━━━━━ RECORD EXTRACTS

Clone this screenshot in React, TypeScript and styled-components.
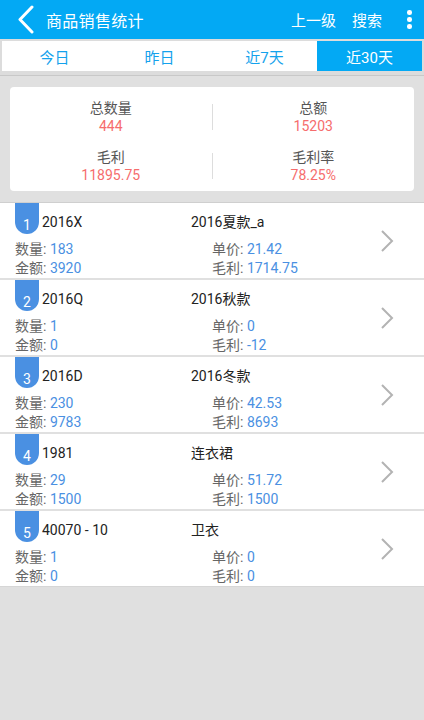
import React from "react";
import styled, { createGlobalStyle } from "styled-components";

const Global = createGlobalStyle`
  html, body { margin: 0; padding: 0; }
  body {
    background: #e0e0e0;
    font-family: Roboto, "Noto Sans CJK SC", sans-serif;
    width: 424px;
    min-height: 720px;
  }
  * { box-sizing: border-box; }
`;

const Page = styled.div`
  width: 424px;
  min-height: 720px;
  background: #e0e0e0;
`;

const Header = styled.div`
  height: 39px;
  background: #03a9f4;
  display: flex;
  align-items: center;
  color: #fff;
`;

const BackBtn = styled.div`
  width: 46px;
  padding-left: 17px;
  display: flex;
  align-items: center;
`;

const Title = styled.div`
  font-size: 16px;
  letter-spacing: 0.3px;
  flex: 1;
`;

const HeaderAction = styled.div`
  font-size: 15px;
  margin-right: ${(p: { $mr: number }) => p.$mr}px;
`;

const Dots = styled.div`
  width: 32px;
  display: flex;
  flex-direction: column;
  align-items: center;
  gap: 2.5px;
  padding-left: 3px;
`;

const Dot = styled.span`
  width: 4.5px;
  height: 4.5px;
  border-radius: 50%;
  background: #fff;
`;

const TabBar = styled.div`
  background: #dcdcdc;
  padding: 2px 2px 4px;
  border-bottom: 1px solid #c8c8c8;
  display: grid;
  grid-template-columns: repeat(4, 1fr);
`;

const Tab = styled.div<{ $active?: boolean }>`
  height: 30px;
  display: flex;
  align-items: center;
  justify-content: center;
  font-size: 15px;
  background: ${(p) => (p.$active ? "#03a9f4" : "#fff")};
  color: ${(p) => (p.$active ? "#fff" : "#14a2ec")};
`;

const Card = styled.div`
  margin: 11px 10px 0;
  background: #fff;
  border-radius: 4px;
  padding: 5px 0 1px;
`;

const SumRow = styled.div`
  height: 49px;
  display: grid;
  grid-template-columns: 1fr 1px 1fr;
  align-items: center;
`;

const SumCell = styled.div`
  display: flex;
  flex-direction: column;
  align-items: center;
`;

const SumLabel = styled.div`
  font-size: 14px;
  line-height: 18px;
  color: #555;
`;

const SumValue = styled.div`
  font-size: 14px;
  line-height: 18px;
  color: #f66d6d;
`;

const Divider = styled.div`
  width: 1px;
  height: 26px;
  background: #dddddd;
`;

const List = styled.div`
  margin-top: 11px;
  border-top: 1px solid #cfcfcf;
  display: flex;
  flex-direction: column;
  gap: 2px;
  border-bottom: 1px solid #d6d6d6;
`;

const Row = styled.div`
  height: 75px;
  background: #fff;
  display: flex;
  align-items: center;
  padding-left: 15px;
`;

const RowBody = styled.div`
  flex: 1;
  align-self: stretch;
  display: grid;
  grid-template-columns: 176px 21px 1fr;
  grid-template-rows: 37px 19px 19px;
  font-size: 14px;
`;

const TopLeft = styled.div`
  display: flex;
  align-items: flex-start;
`;

const Badge = styled.div`
  width: 24px;
  height: 31px;
  background: #4a90e2;
  border-radius: 0 0 12px 12px;
  color: #fff;
  font-size: 14px;
  line-height: 16px;
  display: flex;
  align-items: flex-end;
  justify-content: center;
  padding-bottom: 1px;
`;

const Code = styled.div`
  color: #222;
  margin-left: 3px;
  line-height: 38px;
`;

const Name = styled.div`
  grid-column: 2 / 4;
  color: #222;
  line-height: 38px;
`;

const Stat = styled.div<{ $right?: boolean }>`
  grid-column: ${(p) => (p.$right ? "3" : "1 / 3")};
  line-height: 19px;
  color: #666;
  white-space: nowrap;
`;

const StatValue = styled.span`
  color: #4a90e2;
`;

const Chevron = styled.div`
  width: 14px;
  margin-right: 30px;
  display: flex;
  align-items: center;
`;

type Item = {
  code: string;
  name: string;
  qty: string;
  price: string;
  amount: string;
  profit: string;
};

const items: Item[] = [
  { code: "2016X", name: "2016夏款_a", qty: "183", price: "21.42", amount: "3920", profit: "1714.75" },
  { code: "2016Q", name: "2016秋款", qty: "1", price: "0", amount: "0", profit: "-12" },
  { code: "2016D", name: "2016冬款", qty: "230", price: "42.53", amount: "9783", profit: "8693" },
  { code: "1981", name: "连衣裙", qty: "29", price: "51.72", amount: "1500", profit: "1500" },
  { code: "40070 - 10", name: "卫衣", qty: "1", price: "0", amount: "0", profit: "0" },
];

const tabs = ["今日", "昨日", "近7天", "近30天"];

export default function App() {
  return (
    <Page>
      <Global />
      <Header>
        <BackBtn>
          <svg width="17" height="29" viewBox="0 0 17 29">
            <path d="M15 2 L3 14.5 L15 27" fill="none" stroke="#fff" strokeWidth="3" strokeLinecap="round" strokeLinejoin="round" />
          </svg>
        </BackBtn>
        <Title>商品销售统计</Title>
        <HeaderAction $mr={16}>上一级</HeaderAction>
        <HeaderAction $mr={10}>搜索</HeaderAction>
        <Dots>
          <Dot />
          <Dot />
          <Dot />
        </Dots>
      </Header>
      <TabBar>
        {tabs.map((t, i) => (
          <Tab key={t} $active={i === 3}>
            {t}
          </Tab>
        ))}
      </TabBar>
      <Card>
        <SumRow>
          <SumCell>
            <SumLabel>总数量</SumLabel>
            <SumValue>444</SumValue>
          </SumCell>
          <Divider />
          <SumCell>
            <SumLabel>总额</SumLabel>
            <SumValue>15203</SumValue>
          </SumCell>
        </SumRow>
        <SumRow>
          <SumCell>
            <SumLabel>毛利</SumLabel>
            <SumValue>11895.75</SumValue>
          </SumCell>
          <Divider />
          <SumCell>
            <SumLabel>毛利率</SumLabel>
            <SumValue>78.25%</SumValue>
          </SumCell>
        </SumRow>
      </Card>
      <List>
        {items.map((it, i) => (
          <Row key={i}>
            <RowBody>
              <TopLeft>
                <Badge>{i + 1}</Badge>
                <Code>{it.code}</Code>
              </TopLeft>
              <Name>{it.name}</Name>
              <Stat>
                数量: <StatValue>{it.qty}</StatValue>
              </Stat>
              <Stat $right>
                单价: <StatValue>{it.price}</StatValue>
              </Stat>
              <Stat>
                金额: <StatValue>{it.amount}</StatValue>
              </Stat>
              <Stat $right>
                毛利: <StatValue>{it.profit}</StatValue>
              </Stat>
            </RowBody>
            <Chevron>
              <svg width="14" height="24" viewBox="0 0 14 24">
                <path d="M2 2 L12 12 L2 22" fill="none" stroke="#b3b3b3" strokeWidth="2" />
              </svg>
            </Chevron>
          </Row>
        ))}
      </List>
    </Page>
  );
}
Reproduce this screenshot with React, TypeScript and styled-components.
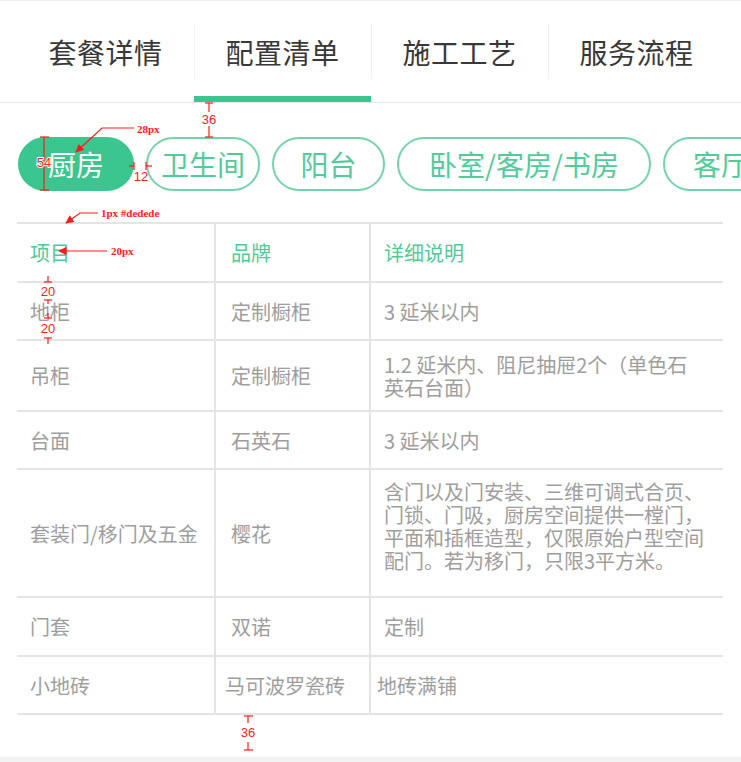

━━━━━━━━━━

-- EXERCISE --
Check each line above for the string "this", then copy the ones that have it.

-- WRITTEN REPLY --
Clone this screenshot in React, TypeScript and styled-components.
Reproduce this screenshot with React, TypeScript and styled-components.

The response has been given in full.